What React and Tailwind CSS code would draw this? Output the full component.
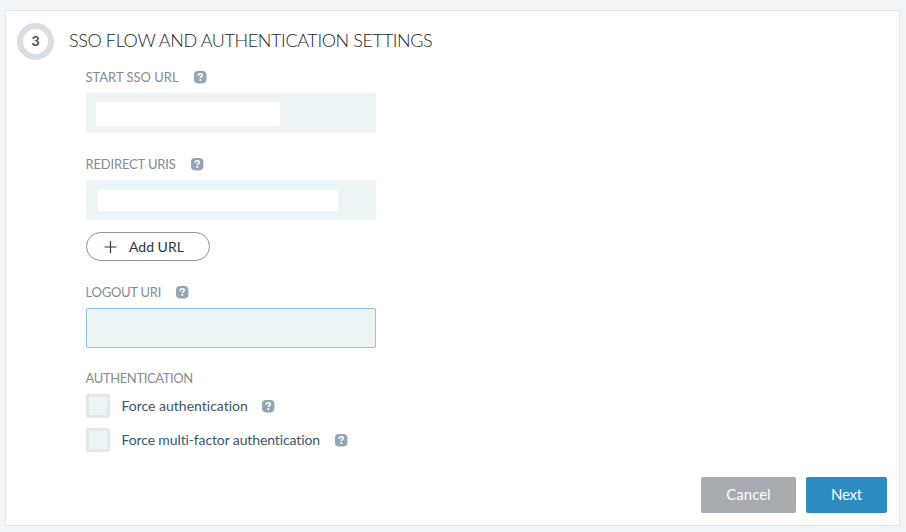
import React from "react";

function HelpIcon() {
  return (
    <svg width="13" height="13" viewBox="0 0 13 13" className="block shrink-0">
      <rect width="12.400" height="12.400" rx="3.800" fill="#95a3b5" />
      <path d="M4.100 4.700C4.200 3.300 5 2.700 6.200 2.700c1.200 0 2.050.65 2.050 1.650 0 1.350-1.950 1.450-1.950 2.750" fill="none" stroke="#fff" strokeWidth="1.600" />
      <rect x="5.400" y="8.100" width="1.800" height="1.800" rx=".4" fill="#fff" />
    </svg>
  );
}

function Label({ children, className, help = true }) {
  return (
    <div className="-ml-[0.5px] flex h-4 items-center text-[13px] leading-4 text-[#868c93]">
      <span className={"whitespace-nowrap " + className}>{children}</span>
      {help && <HelpIcon />}
    </div>
  );
}

function CheckRow({ children, className }) {
  return (
    <label className="flex h-6 items-center text-sm text-[#41546b]">
      <span className="mr-[11.5px] size-6 shrink-0 rounded-xs border-3 border-[#e3e7ea] bg-[#ecf4f6]" />
      <span className={"whitespace-nowrap " + className}>{children}</span>
      <HelpIcon />
    </label>
  );
}

export default function App() {
  return (
    <main className="h-[532px] w-[906px] bg-[#f1f5f8] pt-[10px] pl-[5px] font-['Lato','Open_Sans',sans-serif] [font-variant-ligatures:none]">
      <section className="flex h-[516px] w-[895px] flex-col border border-[#e1e5e9] bg-white">
        <header className="ml-[11px] mt-3 flex h-[37px] items-center">
          <div className="flex size-[37px] items-center justify-center rounded-full border-6 border-[#d8dee3] pb-px text-sm font-bold text-[#3f5168]">3</div>
          <h1 className="ml-[15px] w-[364px] whitespace-nowrap pb-1 text-lg leading-6 font-light tracking-[-0.38px] text-[#20262f]">SSO FLOW AND AUTHENTICATION SETTINGS</h1>
        </header>

        <div className="ml-20 mt-[9px] flex w-[290px] flex-col">
          <Label className="w-[108px] tracking-[-0.02px]">START SSO URL</Label>
          <div className="mt-2 h-10 rounded-xs bg-[#ecf4f6] pt-[9px] pl-[10px]">
            <div className="h-6 w-[184px] bg-white" />
          </div>

          <div className="mt-[23px]"><Label className="w-[105px] tracking-[-0.17px]">REDIRECT URIS</Label></div>
          <div className="mt-2 h-10 rounded-xs bg-[#ecf4f6] pt-[10px] pl-3">
            <div className="h-[21px] w-60 bg-white" />
          </div>
          <button className="mt-3 flex h-[29px] w-[124px] items-center rounded-full border border-[#8d939b] pl-[17px] text-sm text-[#30363f]">
            <svg width="13" height="12" viewBox="0 0 13 12" className="mr-3" fill="none" stroke="#30363f" strokeWidth="1.200">
              <path d="M6.500 0v12M.5 6h12" />
            </svg>
            <span className="whitespace-nowrap">Add URL</span>
          </button>

          <div className="mt-[23px]"><Label className="w-[90px] tracking-[-0.25px]">LOGOUT URI</Label></div>
          <div className="mt-2 h-10 rounded-xs border border-[#90c3ec] bg-[#ecf4f6]" />

          <div className="mt-[22px] mb-px"><Label help={false} className="tracking-[-0.38px]">AUTHENTICATION</Label></div>
          <div className="mt-[7px] flex flex-col gap-[10px]">
            <CheckRow className="w-[140.5px]">Force authentication</CheckRow>
            <CheckRow className="w-[213.5px] tracking-[-0.12px]">Force multi-factor authentication</CheckRow>
          </div>
        </div>

        <footer className="mt-[25px] mr-3 flex justify-end gap-[10px] text-[15px] text-white">
          <button className="h-9 w-[95px] rounded-xs bg-[#a6abaf] pb-px">Cancel</button>
          <button className="h-9 w-[81px] rounded-xs bg-[#2e8bc2] pb-px tracking-[-0.2px]">Next</button>
        </footer>
      </section>
    </main>
  );
}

-----

Copy out every line of the material above that mentions the word "full".

What React and Tailwind CSS code would draw this? Output the full component.
          <div className="flex size-[37px] items-center justify-center rounded-full border-6 border-[#d8dee3] pb-px text-sm font-bold text-[#3f5168]">3</div>
          <button className="mt-3 flex h-[29px] w-[124px] items-center rounded-full border border-[#8d939b] pl-[17px] text-sm text-[#30363f]">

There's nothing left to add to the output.